Thursday, May 05, 2005

What Are You Calling Failure?

There are two related logical misdemeanors committed by claimants for market failure. One is to blithely assume that any successful business model, were it to exist, would have or has been tried. The other is to assume that government action in the past was the best possible response to the problem at hand. Both of these errors are ironic, since they both impute error-free action to entrepreneurs in the wide sense—a charge that is inaccurately leveled at the advocates of laissez-faire. It is well known that entrepreneurs have come onto the scene time and again using hitherto untried business models.

For the very rare case where it is claimed that there is a net benefit to all which can only be obtained through a coercive institution, we must be explicit about the consequentialist or utilitarian ethics being applied, but also tread carefully, since subjective value informs us that all manner of costs often escape notice.

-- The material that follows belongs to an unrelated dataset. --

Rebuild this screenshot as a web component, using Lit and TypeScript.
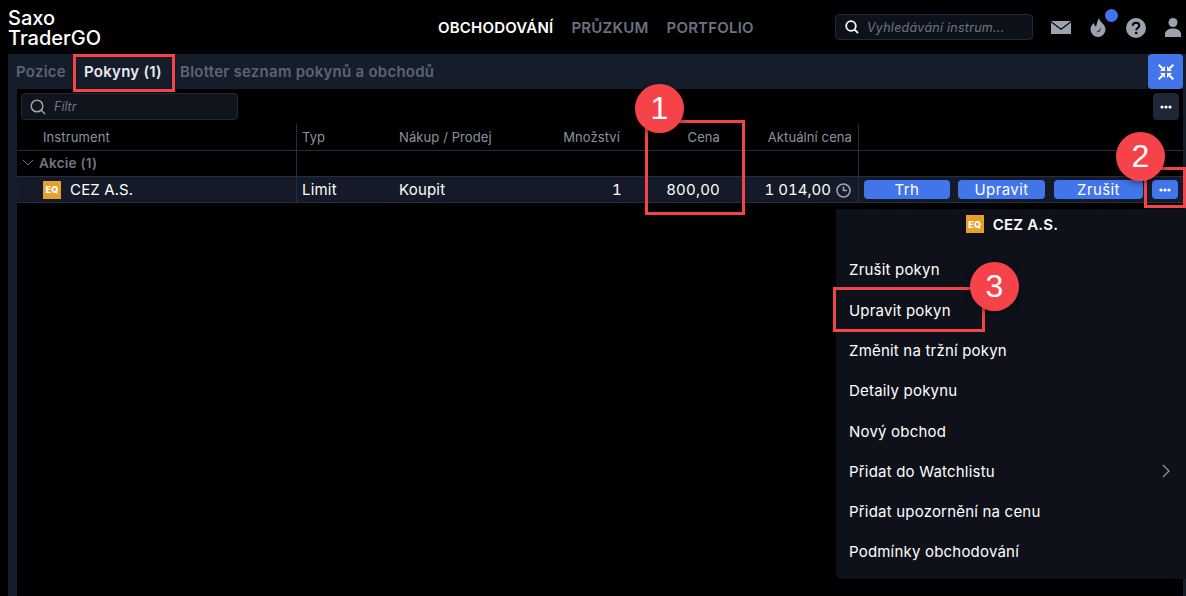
import { LitElement, html, css } from "lit";
import { customElement } from "lit/decorators.js";

const eq = html`<span class="eq">EQ</span>`;
const dots = html`<svg width="12" height="4" viewBox="0 0 12 4"><circle cx="2" cy="2" r="1.6" fill="#fff"/><circle cx="6" cy="2" r="1.6" fill="#fff"/><circle cx="10" cy="2" r="1.6" fill="#fff"/></svg>`;
const menu = ["Zrušit pokyn", "Upravit pokyn", "Změnit na tržní pokyn", "Detaily pokynu", "Nový obchod", "Přidat do Watchlistu", "Přidat upozornění na cenu", "Podmínky obchodování"];

@customElement("app-root")
export class AppRoot extends LitElement {
  static styles = css`
    :host { display: block; width: 1186px; height: 596px; background: #000; color: #fff; font-family: Inter, "Noto Sans", sans-serif; overflow: hidden; position: relative; }
    * { box-sizing: border-box; }
    .top { height: 54px; display: flex; align-items: center; position: relative; }
    .logo { width: 429px; padding: 2px 0 0 8px; font-size: 20px; line-height: 20px; font-weight: 500; }
    nav { display: flex; gap: 18px; width: 398px; font-size: 15px; font-weight: 600; color: #6b7280; padding: 0 0 0 9px; letter-spacing: .2px; }
    nav .on { color: #fff; }
    .search { width: 198px; height: 26px; margin-left: 8px; border: 1px solid #20283a; border-radius: 4px; background: #0d1119; display: flex; align-items: center; gap: 8px; padding: 0 9px; font-size: 12.5px; font-style: italic; color: #6e7687; letter-spacing: .25px; }
    .icons { position: relative; flex: 1; height: 54px; }
    .icons svg { position: absolute; }
    .badge { position: absolute; left: 72px; top: 9px; width: 13px; height: 13px; border-radius: 50%; background: #3f74ea; }
    .panel { height: 542px; margin-left: 8px; background: #151c2a; display: flex; flex-direction: column; }
    .tabs { height: 35px; flex: none; display: flex; align-items: center; font-size: 15px; font-weight: 600; color: #5c6474; position: relative; padding: 0 0 0 8px; letter-spacing: .25px; }
    .tab1 { width: 68px; }
    .tab2 { width: 96px; color: #e8eaee; }
    .collapse { position: absolute; right: 3px; top: 0; width: 35px; height: 35px; border-radius: 4px; background: #4274ea; display: flex; align-items: center; justify-content: center; }
    .body { flex: 1; margin: 0 3px 0 9px; background: #000; position: relative; }
    .tools { height: 35px; display: flex; align-items: flex-start; justify-content: space-between; padding: 4px 4px 0 4px; }
    .filter { width: 217px; height: 27px; border: 1px solid #20283a; border-radius: 4px; background: #10141d; display: flex; align-items: center; gap: 8px; padding: 0 8px; font-size: 12.5px; font-style: italic; color: #6e7687; }
    .more { width: 26px; height: 27px; border-radius: 4px; background: #1f2737; display: flex; align-items: center; justify-content: center; }
    .grid { display: grid; grid-template-columns: 280px 97px 120px 112px 99px 134px 1fr; font-size: 15px; }
    .grid > div { display: flex; align-items: center; border-bottom: 1px solid #262d3d; }
    .head { height: 27px; font-size: 13px; color: #8b93a3; letter-spacing: .1px; }
    .group { height: 26px; font-size: 13.500px; font-weight: 600; color: #6f7682; letter-spacing: .25px; padding-bottom: 2px; }
    .row { height: 26px; background: #141a27; letter-spacing: .2px; font-variant-numeric: tabular-nums; }
    .sep { border-right: 1px solid #262d3d; }
    .end { justify-content: flex-end; padding-right: 6px; }
    .p5 { padding-right: 5px; }
    .qty { padding-right: 4px; }
    .wide { padding-right: 6px; }
    .clock { gap: 5px; padding-right: 7px; letter-spacing: 0; }
    .clock svg { margin-top: 2px; }
    .pl { padding-left: 5px; }
    .inst { padding-left: 26px; }
    .akcie { padding-left: 5px; gap: 5px; }
    .eq { display: inline-flex; align-items: center; justify-content: center; width: 18px; height: 18px; background: #e5a12a; color: #fff; font-size: 9px; font-weight: 800; }
    .ml { padding-left: 26px; gap: 9px; }
    .btns { gap: 9px; padding-left: 5px; }
    .btn { height: 19px; border-radius: 4px; background: #4274ea; color: #fff; display: flex; align-items: center; justify-content: center; letter-spacing: .4px; }
    .b1 { width: 86px; margin-right: -1px; }
    .b2 { width: 87px; }
    .b3 { width: 89px; }
    .b4 { width: 26px; }
    .pop { position: absolute; left: 836px; top: 209px; width: 350px; height: 370px; background: #0e1119; border-radius: 0 0 0 6px; font-size: 15px; letter-spacing: .2px; display: flex; flex-direction: column; }
    .pop-h { height: 40.700px; flex: none; display: flex; align-items: center; justify-content: center; gap: 9px; font-weight: 600; padding: 0 0 10px 2px; }
    .item { height: 40.300px; flex: none; display: flex; align-items: center; justify-content: space-between; padding: 0 16px 0 13px; }
    .box { position: absolute; border: 3px solid #f6434a; pointer-events: none; }
    .num { position: absolute; width: 49px; height: 49px; border-radius: 50%; background: #f6434a; color: #fff; font-size: 32px; display: flex; align-items: center; justify-content: center; box-shadow: 0 2px 6px rgba(0,0,0,.45); font-family: "Liberation Sans", sans-serif; }
    .b-tab { left: 73px; top: 54px; width: 102px; height: 38px; }
    .b-cena { left: 645px; top: 120px; width: 100px; height: 95px; }
    .b-dots { left: 1144px; top: 167px; width: 42px; height: 41px; }
    .b-menu { left: 833px; top: 287px; width: 152px; height: 45px; }
    .n1 { left: 635px; top: 84px; }
    .n2 { left: 1116px; top: 132px; }
    .n3 { left: 970px; top: 262px; }
    .i-mail { left: 18px; top: 21px; }
    .i-flame { left: 57px; top: 18px; }
    .i-help { left: 93px; top: 18px; }
    .i-user { left: 132px; top: 18px; }
  `;

  render() {
    return html`
      <div class="top">
        <div class="logo">Saxo<br />TraderGO</div>
        <nav><span class="on">OBCHODOVÁNÍ</span><span>PRŮZKUM</span><span>PORTFOLIO</span></nav>
        <div class="search">
          <svg width="14" height="14" viewBox="0 0 14 14" fill="none" stroke="#fff" stroke-width="1.8"><circle cx="6" cy="6" r="4.8"/><path d="M9.6 9.6 13 13"/></svg>
          <span>Vyhledávání instrum...</span>
        </div>
        <div class="icons">
          <svg class="i-mail" width="20" height="13" viewBox="0 0 20 13"><path d="M0 0h20L10 7.500z M0 1.500V13h20V1.500L10 9z" fill="#9ca3af"/></svg>
          <svg class="i-flame" width="16" height="19" viewBox="0 0 16 19"><path fill-rule="evenodd" d="M9 0c.5 4 6.500 6 6.500 11.500a7.500 7.500 0 0 1-15 0C.5 8.500 2 6.500 4 5c0 2 .5 3 2 3.500C7 6 7 3 9 0z M10 9c.5 2.500-1 4.500-3.500 5 2.500 1 5 -1.500 3.500-5z" fill="#9ca3af"/></svg>
          <span class="badge"></span>
          <svg class="i-help" width="20" height="20" viewBox="0 0 20 20"><circle cx="10" cy="10" r="10" fill="#9ca3af"/><path d="M6.800 7.700C6.800 5.800 8.300 4.700 10 4.700c1.900 0 3.300 1.200 3.300 2.900 0 2.400-3.100 2.500-3.100 4.700" fill="none" stroke="#000" stroke-width="2"/><circle cx="10.200" cy="15" r="1.300" fill="#000"/></svg>
          <svg class="i-user" width="16" height="19" viewBox="0 0 16 19"><circle cx="8" cy="4.500" r="4.500" fill="#9ca3af"/><path d="M0 19v-3C0 12.500 4 10.500 8 10.500S16 12.500 16 16v3z" fill="#9ca3af"/></svg>
        </div>
      </div>
      <div class="panel">
        <div class="tabs">
          <span class="tab1">Pozice</span><span class="tab2">Pokyny (1)</span><span>Blotter seznam pokynů a obchodů</span>
          <div class="collapse">
            <svg width="16" height="16" viewBox="0 0 16 16"><g fill="#fff"><path d="M7 7H2L7 2z"/><path d="M9 7h5L9 2z"/><path d="M7 9H2L7 14z"/><path d="M9 9h5L9 14z"/></g><path d="M.7.7 4.500 4.500M15.300.7 11.500 4.500M.7 15.300 4.500 11.500M15.300 15.300 11.500 11.500" stroke="#fff" stroke-width="2" fill="none"/></svg>
          </div>
        </div>
        <div class="body">
          <div class="tools">
            <div class="filter">
              <svg width="16" height="16" viewBox="0 0 16 16" fill="none" stroke="#9ca3af" stroke-width="1.500"><circle cx="7" cy="7" r="5.800"/><path d="M11.200 11.200 15 15"/></svg>
              <span>Filtr</span>
            </div>
            <div class="more">${dots}</div>
          </div>
          <div class="grid">
            <div class="head sep inst">Instrument</div>
            <div class="head pl">Typ</div>
            <div class="head pl">Nákup / Prodej</div>
            <div class="head end">Množství</div>
            <div class="head end p5">Cena</div>
            <div class="head end sep wide">Aktuální cena</div>
            <div class="head"></div>

            <div class="group sep akcie">
              <svg width="12" height="7" viewBox="0 0 12 7" fill="none" stroke="#6f7682"><path d="M1 1l5 5 5-5"/></svg>Akcie (1)
            </div>
            <div class="group"></div><div class="group"></div><div class="group"></div><div class="group"></div><div class="group sep"></div><div class="group"></div>

            <div class="row sep ml">${eq}<span>CEZ A.S.</span></div>
            <div class="row pl">Limit</div>
            <div class="row pl">Koupit</div>
            <div class="row end qty">1</div>
            <div class="row end p5">800,00</div>
            <div class="row end sep clock"><span>1 014,00</span>
              <svg width="15" height="15" viewBox="0 0 15 15" fill="none" stroke="#9ca3af" stroke-width="1.600"><circle cx="7.500" cy="7.500" r="6.500"/><path d="M7.500 3.500v4h3.500"/></svg>
            </div>
            <div class="row btns">
              <div class="btn b1">Trh</div>
              <div class="btn b2">Upravit</div>
              <div class="btn b3">Zrušit</div>
              <div class="btn b4">${dots}</div>
            </div>
          </div>
        </div>
      </div>
      <div class="pop">
        <div class="pop-h">${eq}<span>CEZ A.S.</span></div>
        <div class="items">
          ${menu.map((m) => html`<div class="item"><span>${m}</span>${m.includes("Watchlistu") ? html`<svg width="8" height="14" viewBox="0 0 8 14" fill="none" stroke="#8b93a3" stroke-width="1.300"><path d="M1 1l6 6-6 6"/></svg>` : ""}</div>`)}
        </div>
      </div>
      <div class="box b-tab"></div>
      <div class="box b-cena"></div>
      <div class="box b-dots"></div>
      <div class="box b-menu"></div>
      <div class="num n1">1</div>
      <div class="num n2">2</div>
      <div class="num n3">3</div>
    `;
  }
}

Will the regulatory body actually act in the public interest, or in its own interest, à la Public Choice theory, or in the interests of the regulated, à la capture theory? If there exists a solid case for government intervention today, will the objective factors upon which it rests change? They almost certainly will. When the case for intervention is no longer strong, or has a completely different structure, will the regulatory apparatus adapt appropriately, or go quietly into the night, or will it instead fight tooth and nail for the status quo and its legitimacy? The costs of such a future unjustified regulatory apparatus must be captured in the calculus.